Originally posted by: buttercups2020
I don't know how to start and where to start. This is the weirdest kind of connection I have felt in my entire life , to literally feel physical hurt for a boy who I have never met. A boy so young, so full of life, so lovable and so empathetic.
I don't know what happened on 14th of june. And nor do I have the heart anymore to know. I am being unabashedly unapologetic about it. What killed him won't change the fact that he is no more.
I am a woman, and I believe we have the strongest instincts. I trust my instincts and I am going to hold on to it. Irrespective of how old I am, the kind of affection that I have felt for him, was motherly and I could see through gradual killing of the light from his eyes.
You, my boy have said you were happy while you promoted chichore, I want to believe you. But what do I do about the constant nag I feel about your discomfort? How do I now unsee the pain your eyes reflected? How your dreams were shred and tattered by the vultures who fed on your innocence!
I know sushant, you were cornered and nothing can convince me otherwise. How do I let go of that intentional digs and taunts and laughs thrown upon you?
How dare they make you feel any less? I wish I could tell you how exceptionally brilliant you were Sush. How dare they make you feel you weren't worthy of being a friend? I wish you knew you had well-wishers outside that black hole.
The first shot in Kai Po Che, when Ishaan's eyes were captured, a star had arrived. Those eyes held so much aspirations, so much desire and so much want of doing wonders. How freakin dare they take away that shine?
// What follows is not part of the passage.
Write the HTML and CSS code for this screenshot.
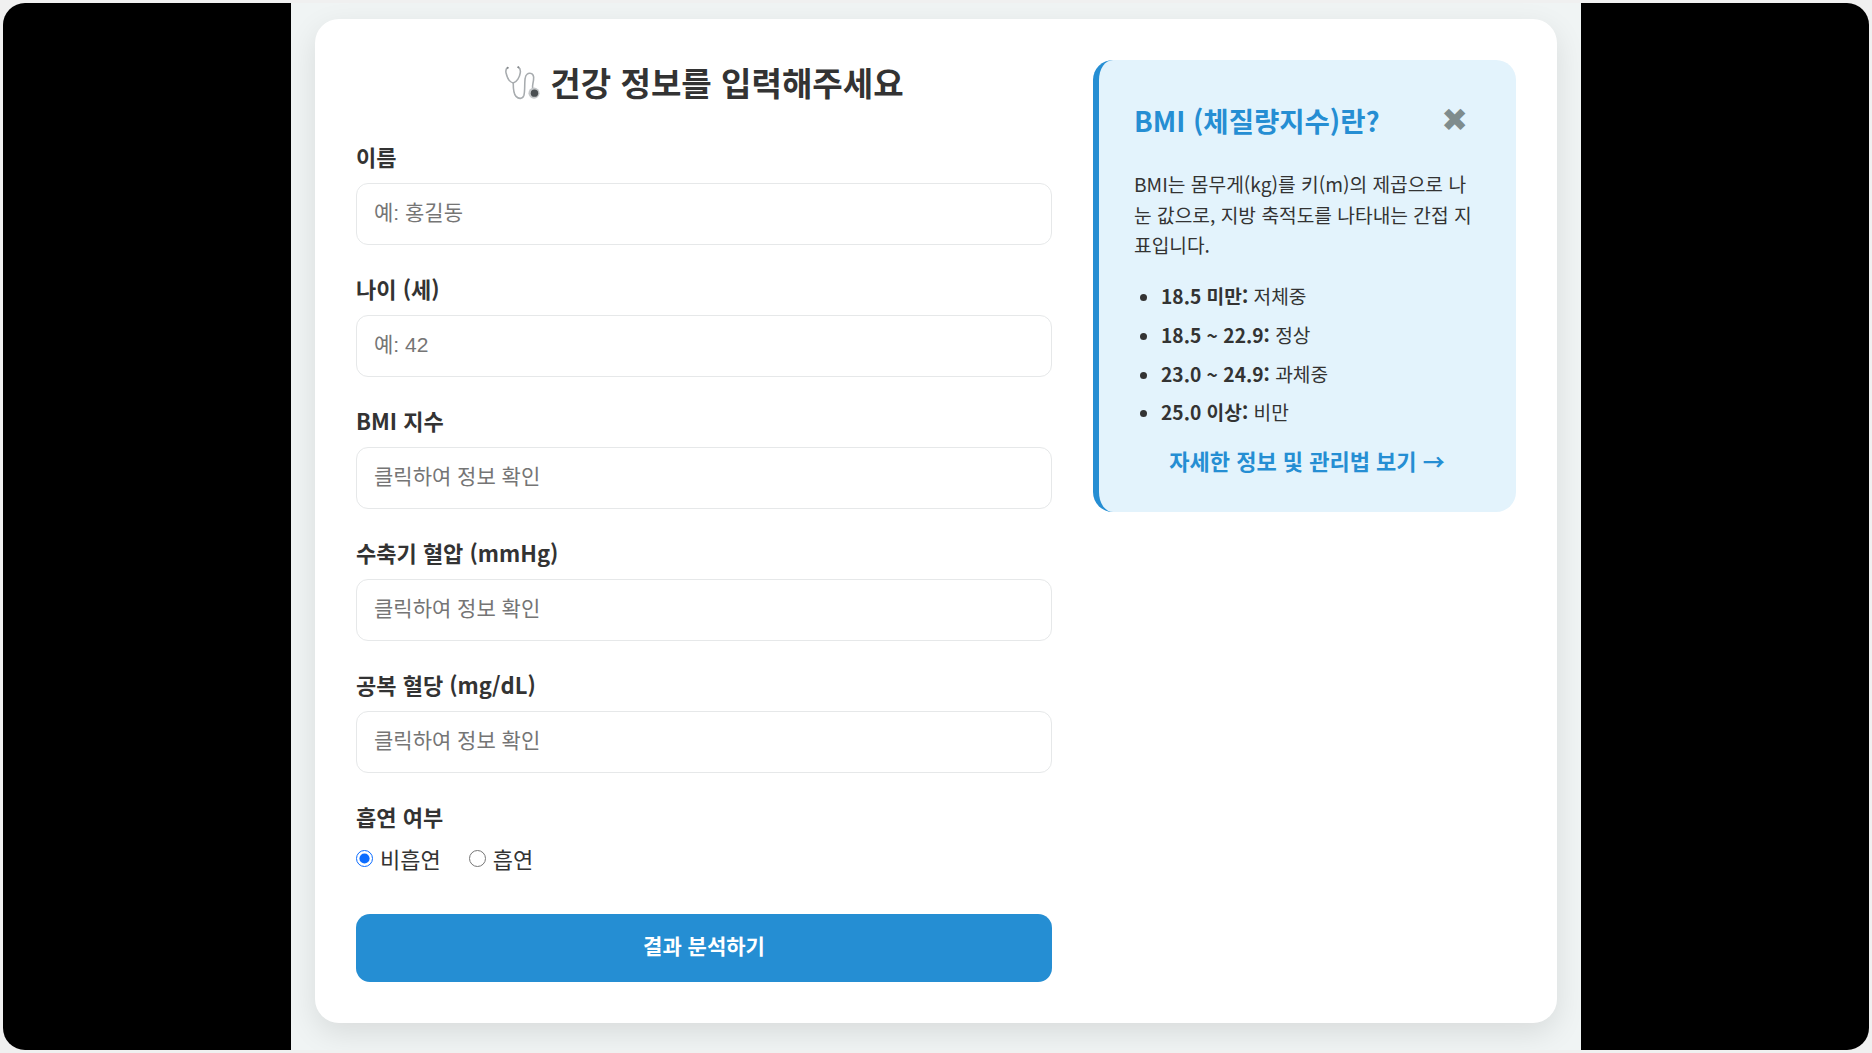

You yearned for love my boy. I could feel it. Don't ask me how, but I could just sense it. How dare they hurt you where you were most vulnerable? They made your heart bleed and all you did was , let go.
You never rose from there, did you? You weren't the same after March 2019 Sushant. And I blame you too. How did you let them convince you anything about yourself?
They are saying you were an addict Sush. I don't believe them. I believe in what I understand of yoy. How could you not believe in yourself?
They took away your passion, they snatched your well deserved work, they ridiculed you for falling in love, and they crushed your dreams.
They killed you without even holding a gun and when you probably gave up, they called you a weak coward.
Tell me sushant. How is this any less evil than actually pulling the trigger? How do I ever forgive them who broke you every single day of your life till you couldn't take anymore, if I do believe for a second that you killed yourself?
You, my Abhimanyu, were lynched in a Chakravyuh and I am never going to forget it.